BEIRUT (Reuters) - Sunni Muslim insurgents have killed about 60 Shi’ite Muslims in a rebel-held eastern Syrian town where President Bashar al-Assad’s agents had been trying to recruit and arm fighters for his cause, according to opposition sources on Wednesday.
The attack was another sign of how a revolt that began more than two years ago with peaceful protests against four decades of Assad family rule is descending into sectarian bloodshed.
A video posted online by rebels on Tuesday, entitled “The storming and cleansing of Hatla” showed dozens of gunmen carrying black Islamist flags celebrating and firing guns in the streets of a small town as smoke curled above several buildings.
“We have raised the banner ‘There is no God but God’ above the houses of the apostate rejectionists, the Shi’ites, and the holy warriors are celebrating,” the voice of the cameraman says.
In the Damascus area, rebels reported that 27 of their comrades had been killed in an ambush near the town of al-Maraj.
Video uploaded by activists showed victims shot in the face or head. The camera scanned over several bloodied and dirt-coated corpses as men called out for help washing the bodies.
Musaab Abu Qutada, an opposition activist, said the men had been trying to break through a military blockade to bring supplies into rebel strongholds in suburbs of the capital.
Assad’s forces, backed by the Lebanese Shi’ite group Hezbollah, won a significant victory by seizing the border town of Qusair last week and are now believed to be preparing offensives on rebel-held areas near Damascus and Aleppo.
Many of the fighters involved in the Hatla attack were said to be from the al Qaeda-linked Nusra Front. Hardline Sunni groups often refer to Shi’ites as rejectionists because they deny the legitimacy of the Prophet Mohammad’s first successors.
“This is a Sunni area, it does not belong to other groups,” one fighter shouted in the video purportedly filmed in the town of Hatla in the eastern province of Deir al-Zor.
The Syrian Observatory for Human Rights, a pro-opposition monitoring group that has reported abuses on both sides of the conflict, put the death toll in Tuesday’s attack at 60, saying most victims were pro-Assad Shi’ite militiamen. Assad’s minority Alawite sect is rooted in Shi’ite Islam. Most rebels are Sunnis.
The Observatory said many Shi’ite civilians, a minority in the mixed town of Hatla, had fled elsewhere in the province.
The conflict in Syria has stoked Sunni-Shi’ite tensions in the region, with Iran and Hezbollah supporting Assad, and Sunni-ruled nations such as Turkey, Saudi Arabia and Qatar backing the rebels. Sunni militants have also poured in to help the rebels.

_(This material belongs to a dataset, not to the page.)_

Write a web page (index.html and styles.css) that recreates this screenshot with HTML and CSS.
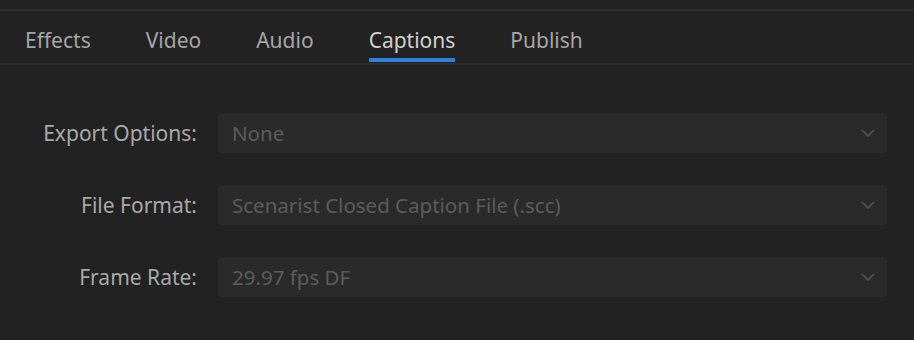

Dozens of Kuwaitis gathered outside the Lebanese Embassy in Kuwait late on Tuesday to protest against Hezbollah’s role in Syria. Protesters burned a picture of Hezbollah leader Hassan Nasrallah, a photo published in local media showed.
“The mujahideen in Lebanon are preparing ... for the battle which you started, Hezbollah,” a Kuwaiti cleric named Shafi al-Ajami said in a video of the demonstration posted on YouTube.
“We are arming the mujahideen from here (Kuwait), and from the Arabian Peninsula, the Gulf states, Egypt, Jordan, Lebanon, Iraq and Turkey,” he said.
He said funds for the effort were coming from “honourable people”, not governments. Kuwaiti Islamists have started a Twitter campaign named “Kuwaitis prepare 12,000 mujahideen” as well as an online fundraising drive to help arm Syrian rebels.
Ajami said Syria would become “the graveyard for the party of Satan” - a common slur used by rebels against Hezbollah, whose name means “party of God” in Arabic.
In Hatla, some opposition activists said the attack included summary killings and the burning of Shi’ite places of worship.
Activist Karam Badran, who spoke to Reuters from Deir al-Zor, said only 20 people had been confirmed killed in Hatla but that another 20 had been taken hostage by the rebels.
He said the attackers’ main motive was not sectarian, but what he and the Observatory said were government attempts to recruit militiamen of all faiths in an area rebels had held for a year. Shi’ites had not previously been harmed there, he said.
Badran said the Hatla killings had also followed an attack on Monday by pro-Assad militiamen on a rebel checkpoint outside the provincial capital Deir al-Zor, in which several opposition fighters had been killed and dozens wounded.
“Three of the men killed were three Shi’ite clerics. They were executed and hung on the gates of the town,” Badran said. “But among the dead were also Sunnis (who had joined pro-Assad militia). This is really about betrayal.”